Cisco PX Cloud persona nomenclature
A quick content exercise
After years of carefully conducting studies, our user research team was almost ready to unveil a master list of user personas for PX Cloud enterprise software. The final piece of the puzzle: naming these personas. The team had established some names a long while ago, but recent changes to the personas meant that some of them were no longer a good fit. Before the presentation, I was called in to assess the situation and make last-minute changes.
My approach
Rule-setting
At the outset, I created some quick ground rules about what each name needed to accomplish.
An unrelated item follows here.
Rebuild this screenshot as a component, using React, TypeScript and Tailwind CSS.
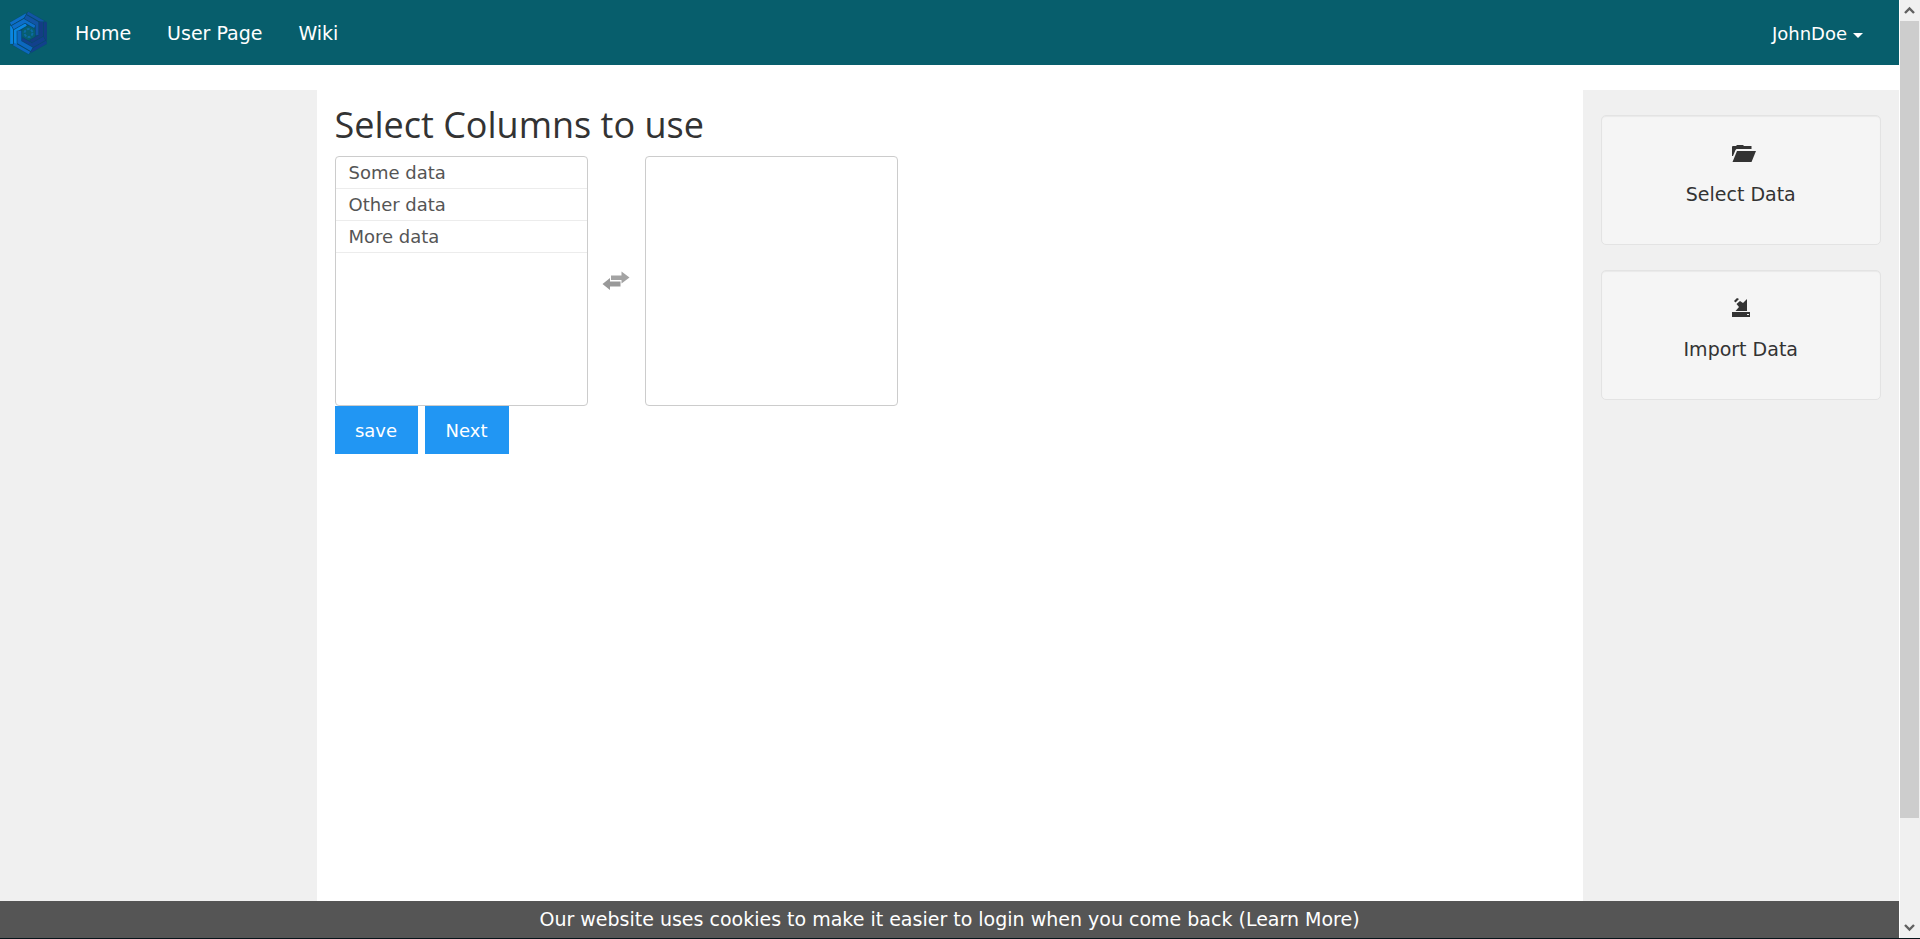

They needed to:
Be distinct from one another
Give an immediate sense to what the persona does
Encapsulate most of their story.
Interviews
In lieu of thorough test-driving (no time), I scheduled quick 1:1s with various colleagues and asked them to provide impressions of what they thought the personas did, based solely on their names.
Assessment
Based on this feedback, I identified several persona names as potentially confusing, then came up with a shortlist of options to replace them.
Brainstorming
At the same time, I proposed an alternate approach to change all the names (currently based on function) to ones that instead reflected their place in the overall workflow (such as “initiator,” “reviewer,” and “closer”).
Refinement
This approach was (understandably) rejected by the research team, but they accepted my original shortlist of function-based names. We continued refining these over the next few days.
Results
Finally, we agreed upon a set of names that fulfilled the ground rules. These were debuted across Cisco the next day and used across the product team to inform all PX Cloud experiences from that point on.